AIM OF THE EXERCISE: Collect all lines below with the string "screenshot".

^^^^^^^^

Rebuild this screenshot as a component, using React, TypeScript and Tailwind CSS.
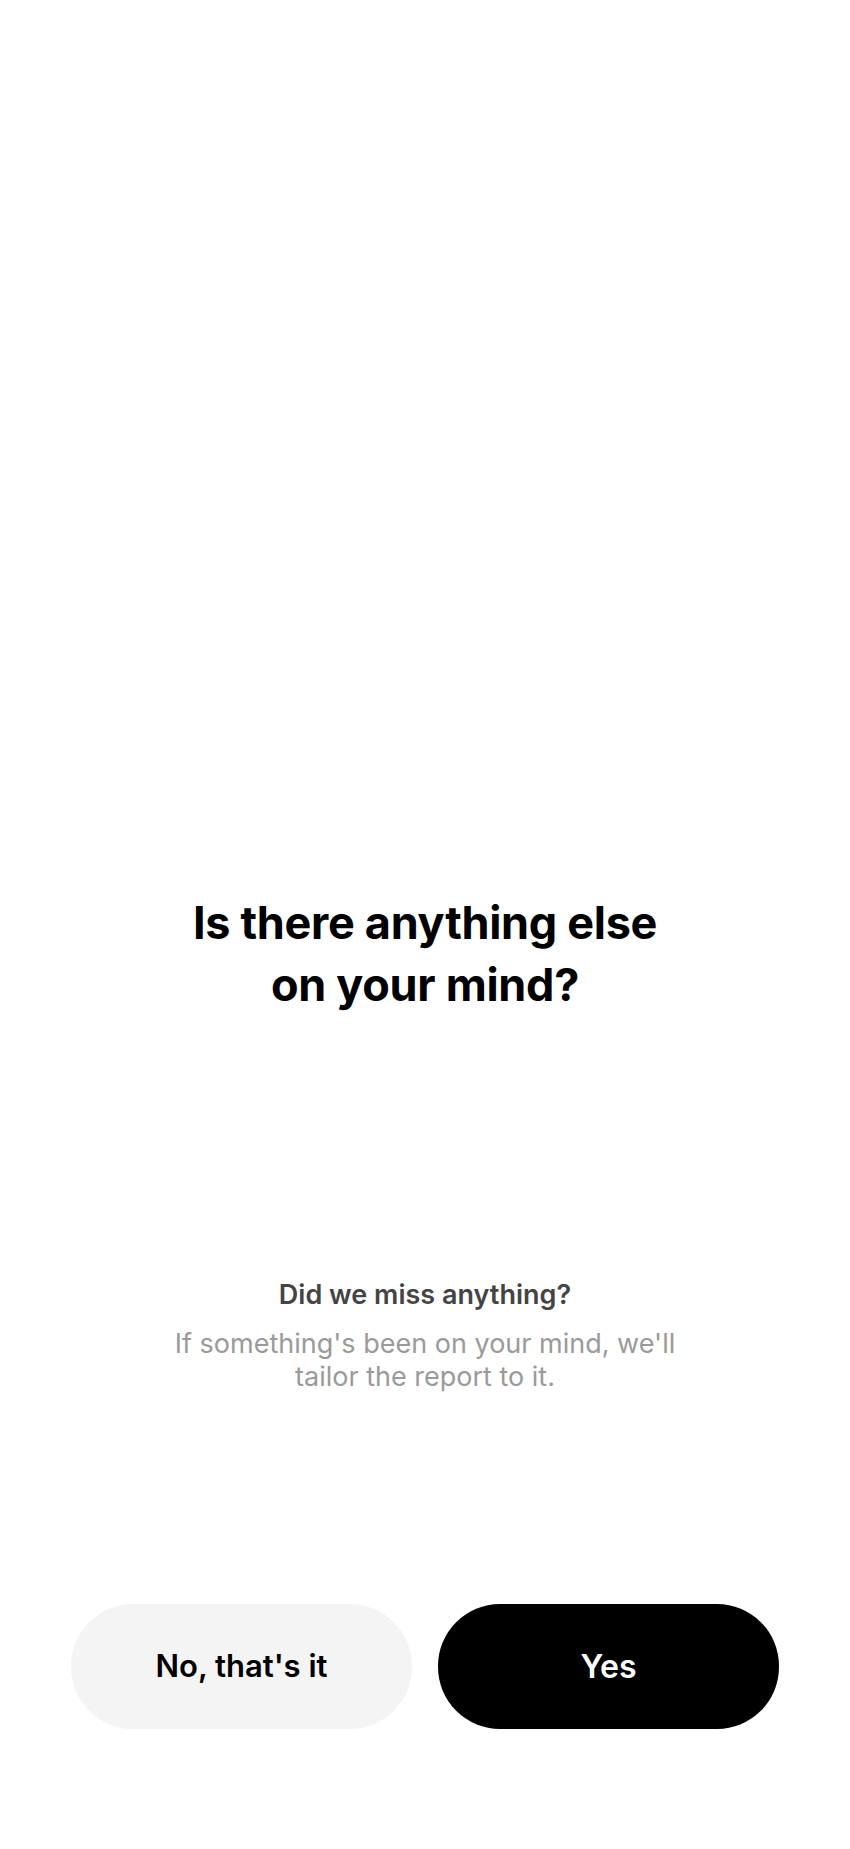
export default function App() {
  return (
    <div
      className="min-h-[1849px] w-full bg-white flex flex-col items-center"
      style={{ fontFamily: "Inter, 'Noto Sans', sans-serif" }}
    >
      <h1 className="pt-[892px] text-center text-[45px] leading-[62px] font-bold text-black tracking-[-0.3px]">
        Is there anything else
        <br />
        on your mind?
      </h1>

      <div className="mt-[262px] flex flex-col items-center text-center">
        <p className="text-[27px] leading-[34px] font-semibold text-[#444444]">Did we miss anything?</p>
        <p className="mt-[15px] text-[27px] leading-[33px] text-[#9a9a9a]">
          If something's been on your mind, we'll
          <br />
          tailor the report to it.
        </p>
      </div>

      <div className="mt-[211px] w-full px-[71px] flex gap-[26px]">
        <button className="flex-1 h-[125px] rounded-[62px] bg-[#f4f4f4] text-black text-[31px] font-semibold">
          No, that's it
        </button>
        <button className="flex-1 h-[125px] rounded-[62px] bg-black text-white text-[32px] font-semibold">
          Yes
        </button>
      </div>
    </div>
  )
}
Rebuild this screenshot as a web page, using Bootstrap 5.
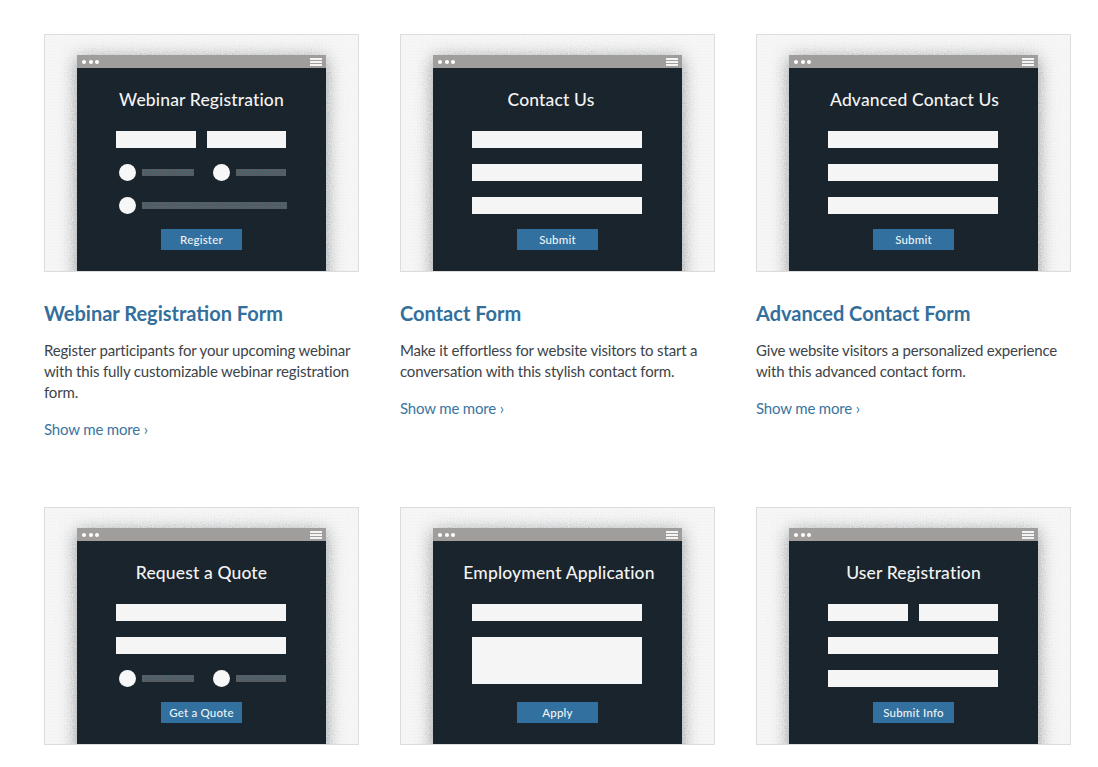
<!DOCTYPE html>
<html lang="en">
<head>
<meta charset="utf-8">
<title>Form templates</title>
<link href="https://cdn.jsdelivr.net/npm/bootstrap@5.3.0/dist/css/bootstrap.min.css" rel="stylesheet">
<style>
body{font-family:"Lato","Liberation Sans",sans-serif;background:#fff}
.page-wrap{padding:34px 27px 0 44px}
.tpl-row{--bs-gutter-x:41px;--bs-gutter-y:0}
.tpl-entry-top{height:473px}
.thumb{height:238px;background-color:#f6f6f6;background-image:radial-gradient(#f0f0f0 30%,transparent 36%);background-size:3px 3px;border:1px solid #dcdcdc;overflow:hidden;position:relative}
.shade{position:absolute;left:32px;top:23px;width:249px;height:250px;background:#94989b;filter:blur(9px) url(#speckle)}
.winframe{position:absolute;left:32px;top:20px;width:249px;height:216px;background:#1a242c;color:#f3f3f3}
.winbar{height:13px;background:#a09e9c;padding:0 4px 0 5px;gap:2.5px}
.dot3{width:4px;height:4px;border-radius:50%;background:#fff}
.burger{width:12px;height:8px;border-top:2px solid #f4f4f4;border-bottom:2px solid #f4f4f4;position:relative}
.burger::after{content:"";position:absolute;left:0;right:0;top:1px;height:2px;background:#f4f4f4}
.wintitle{height:63px;padding-top:20px;font-size:17.5px;line-height:24px;font-weight:500;letter-spacing:.15px;white-space:nowrap}
.shift-contact{padding-right:13px}
.shift-adv{padding-left:2px}
.shift-emp{padding-left:3px}
.fbody{width:170px;margin-left:39px}
.ffield{height:17px;background:#f5f5f5}
.fgap{gap:16px}
.half-gap{gap:11px}
.ftall{height:47px}
.radio-dot{width:17px;height:17px;border-radius:50%;background:#f7f7f7;flex:none;margin-left:3px}
.radio-line{height:7px;background-color:#565d61;background-image:radial-gradient(#3f6f90 35%,transparent 42%);background-size:3px 3px;margin-left:6px;flex:1}
.line-out{margin-right:-1px}
.radio-one{width:94px}
.radio-two{width:76px}
.fbtn{width:81px;height:21px;background:#31709f;color:#f0f3f5;font-size:11.5px;line-height:21px;font-weight:500;letter-spacing:.2px;text-align:center;margin:15px 0 0 45px}
.fbtn-late{margin-top:18px}
.tpl-head{font-size:20px;line-height:24px;font-weight:700;color:#336f9c;margin:29px 0 0}
.tpl-text{font-size:15px;line-height:21px;color:#3d4349;margin:15px 0 0;letter-spacing:-.17px}
.tpl-link{display:inline-block;font-size:15px;line-height:21px;color:#3a749f;margin-top:16px;text-decoration:none;letter-spacing:-.17px}
</style>
</head>
<body>
<svg width="0" height="0" class="position-absolute" aria-hidden="true"><defs>
<filter id="speckle" x="-25%" y="-25%" width="150%" height="150%"><feTurbulence type="fractalNoise" baseFrequency="0.9" numOctaves="2" seed="4" result="n"/><feDisplacementMap in="SourceGraphic" in2="n" scale="12" xChannelSelector="R" yChannelSelector="G"/></filter>
</defs></svg>
<main class="page-wrap">
<div class="row tpl-row">

<div class="col-4 tpl-entry-top">
<div class="thumb"><div class="shade"></div><div class="winframe">
<div class="winbar d-flex align-items-center"><span class="dot3"></span><span class="dot3"></span><span class="dot3"></span><span class="burger ms-auto"></span></div>
<div class="wintitle text-center">Webinar Registration</div>
<div class="fbody">
<div class="d-flex flex-column fgap">
<div class="d-flex half-gap"><div class="ffield flex-fill"></div><div class="ffield flex-fill"></div></div>
<div class="d-flex"><div class="d-flex align-items-center radio-one"><span class="radio-dot"></span><span class="radio-line me-3"></span></div><div class="d-flex align-items-center radio-two"><span class="radio-dot"></span><span class="radio-line"></span></div></div>
<div class="d-flex align-items-center"><span class="radio-dot"></span><span class="radio-line line-out"></span></div>
</div>
<div class="fbtn">Register</div>
</div>
</div></div>
<h2 class="tpl-head">Webinar Registration Form</h2>
<p class="tpl-text">Register participants for your upcoming webinar with this fully customizable webinar registration form.</p>
<a class="tpl-link" href="#">Show me more ›</a>
</div>

<div class="col-4 tpl-entry-top">
<div class="thumb"><div class="shade"></div><div class="winframe">
<div class="winbar d-flex align-items-center"><span class="dot3"></span><span class="dot3"></span><span class="dot3"></span><span class="burger ms-auto"></span></div>
<div class="wintitle text-center shift-contact">Contact Us</div>
<div class="fbody">
<div class="d-flex flex-column fgap"><div class="ffield"></div><div class="ffield"></div><div class="ffield"></div></div>
<div class="fbtn">Submit</div>
</div>
</div></div>
<h2 class="tpl-head">Contact Form</h2>
<p class="tpl-text">Make it effortless for website visitors to start a conversation with this stylish contact form.</p>
<a class="tpl-link" href="#">Show me more ›</a>
</div>

<div class="col-4 tpl-entry-top">
<div class="thumb"><div class="shade"></div><div class="winframe">
<div class="winbar d-flex align-items-center"><span class="dot3"></span><span class="dot3"></span><span class="dot3"></span><span class="burger ms-auto"></span></div>
<div class="wintitle text-center shift-adv">Advanced Contact Us</div>
<div class="fbody">
<div class="d-flex flex-column fgap"><div class="ffield"></div><div class="ffield"></div><div class="ffield"></div></div>
<div class="fbtn">Submit</div>
</div>
</div></div>
<h2 class="tpl-head">Advanced Contact Form</h2>
<p class="tpl-text">Give website visitors a personalized experience with this advanced contact form.</p>
<a class="tpl-link" href="#">Show me more ›</a>
</div>

<div class="col-4">
<div class="thumb"><div class="shade"></div><div class="winframe">
<div class="winbar d-flex align-items-center"><span class="dot3"></span><span class="dot3"></span><span class="dot3"></span><span class="burger ms-auto"></span></div>
<div class="wintitle text-center">Request a Quote</div>
<div class="fbody">
<div class="d-flex flex-column fgap">
<div class="ffield"></div><div class="ffield"></div>
<div class="d-flex"><div class="d-flex align-items-center radio-one"><span class="radio-dot"></span><span class="radio-line me-3"></span></div><div class="d-flex align-items-center radio-two"><span class="radio-dot"></span><span class="radio-line"></span></div></div>
</div>
<div class="fbtn">Get a Quote</div>
</div>
</div></div>
</div>

<div class="col-4">
<div class="thumb"><div class="shade"></div><div class="winframe">
<div class="winbar d-flex align-items-center"><span class="dot3"></span><span class="dot3"></span><span class="dot3"></span><span class="burger ms-auto"></span></div>
<div class="wintitle text-center shift-emp">Employment Application</div>
<div class="fbody">
<div class="d-flex flex-column fgap"><div class="ffield"></div><div class="ffield ftall"></div></div>
<div class="fbtn fbtn-late">Apply</div>
</div>
</div></div>
</div>

<div class="col-4">
<div class="thumb"><div class="shade"></div><div class="winframe">
<div class="winbar d-flex align-items-center"><span class="dot3"></span><span class="dot3"></span><span class="dot3"></span><span class="burger ms-auto"></span></div>
<div class="wintitle text-center">User Registration</div>
<div class="fbody">
<div class="d-flex flex-column fgap">
<div class="d-flex half-gap"><div class="ffield flex-fill"></div><div class="ffield flex-fill"></div></div>
<div class="ffield"></div><div class="ffield"></div>
</div>
<div class="fbtn">Submit Info</div>
</div>
</div></div>
</div>

</div>
</main>
<script src="https://cdn.jsdelivr.net/npm/bootstrap@5.3.0/dist/js/bootstrap.bundle.min.js"></script>
</body>
</html>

^^^^^^^^

WORKED SOLUTION:
Rebuild this screenshot as a component, using React, TypeScript and Tailwind CSS.
Rebuild this screenshot as a web page, using Bootstrap 5.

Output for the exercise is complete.